WHAT IS NEEDED: Type out all the records word for word. Any pictures are to be left out.

[Data items]
================================
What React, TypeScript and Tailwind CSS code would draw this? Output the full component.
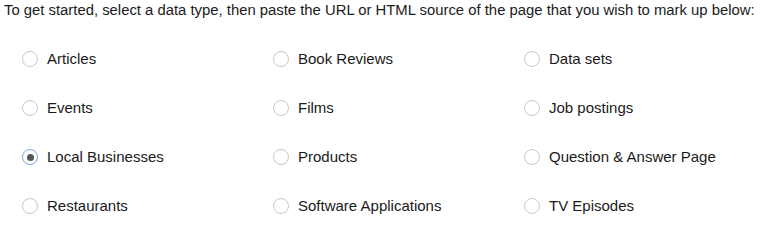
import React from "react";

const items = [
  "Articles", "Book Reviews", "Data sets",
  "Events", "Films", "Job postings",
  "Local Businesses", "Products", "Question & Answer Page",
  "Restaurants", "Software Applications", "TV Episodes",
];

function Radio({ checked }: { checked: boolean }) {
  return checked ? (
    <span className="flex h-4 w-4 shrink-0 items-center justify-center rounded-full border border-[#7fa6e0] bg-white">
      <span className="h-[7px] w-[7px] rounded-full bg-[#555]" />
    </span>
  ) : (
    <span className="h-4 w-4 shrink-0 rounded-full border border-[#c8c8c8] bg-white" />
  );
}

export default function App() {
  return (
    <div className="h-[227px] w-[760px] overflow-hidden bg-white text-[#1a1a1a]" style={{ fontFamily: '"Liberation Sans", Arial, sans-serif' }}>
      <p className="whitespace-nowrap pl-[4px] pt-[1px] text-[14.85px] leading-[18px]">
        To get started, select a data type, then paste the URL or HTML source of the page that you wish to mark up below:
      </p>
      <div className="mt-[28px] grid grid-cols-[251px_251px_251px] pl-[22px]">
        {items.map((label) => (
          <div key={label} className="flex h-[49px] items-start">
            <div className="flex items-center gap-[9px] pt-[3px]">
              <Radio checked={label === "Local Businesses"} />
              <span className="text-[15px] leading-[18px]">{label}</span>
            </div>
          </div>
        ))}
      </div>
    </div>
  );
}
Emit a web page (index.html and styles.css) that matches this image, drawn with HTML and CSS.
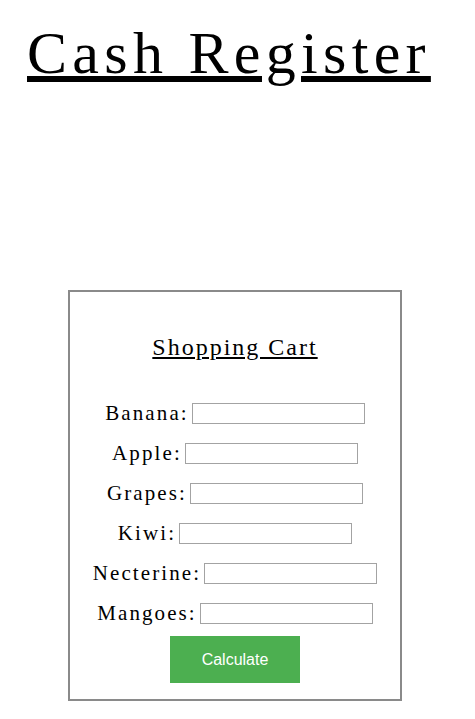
================================
WRITTEN SOLUTION:
What React, TypeScript and Tailwind CSS code would draw this? Output the full component.
import React from "react";

const items = [
  "Articles", "Book Reviews", "Data sets",
  "Events", "Films", "Job postings",
  "Local Businesses", "Products", "Question & Answer Page",
  "Restaurants", "Software Applications", "TV Episodes",
];

function Radio({ checked }: { checked: boolean }) {
  return checked ? (
    <span className="flex h-4 w-4 shrink-0 items-center justify-center rounded-full border border-[#7fa6e0] bg-white">
      <span className="h-[7px] w-[7px] rounded-full bg-[#555]" />
    </span>
  ) : (
    <span className="h-4 w-4 shrink-0 rounded-full border border-[#c8c8c8] bg-white" />
  );
}

export default function App() {
  return (
    <div className="h-[227px] w-[760px] overflow-hidden bg-white text-[#1a1a1a]" style={{ fontFamily: '"Liberation Sans", Arial, sans-serif' }}>
      <p className="whitespace-nowrap pl-[4px] pt-[1px] text-[14.85px] leading-[18px]">
        To get started, select a data type, then paste the URL or HTML source of the page that you wish to mark up below:
      </p>
      <div className="mt-[28px] grid grid-cols-[251px_251px_251px] pl-[22px]">
        {items.map((label) => (
          <div key={label} className="flex h-[49px] items-start">
            <div className="flex items-center gap-[9px] pt-[3px]">
              <Radio checked={label === "Local Businesses"} />
              <span className="text-[15px] leading-[18px]">{label}</span>
            </div>
          </div>
        ))}
      </div>
    </div>
  );
}
Emit a web page (index.html and styles.css) that matches this image, drawn with HTML and CSS.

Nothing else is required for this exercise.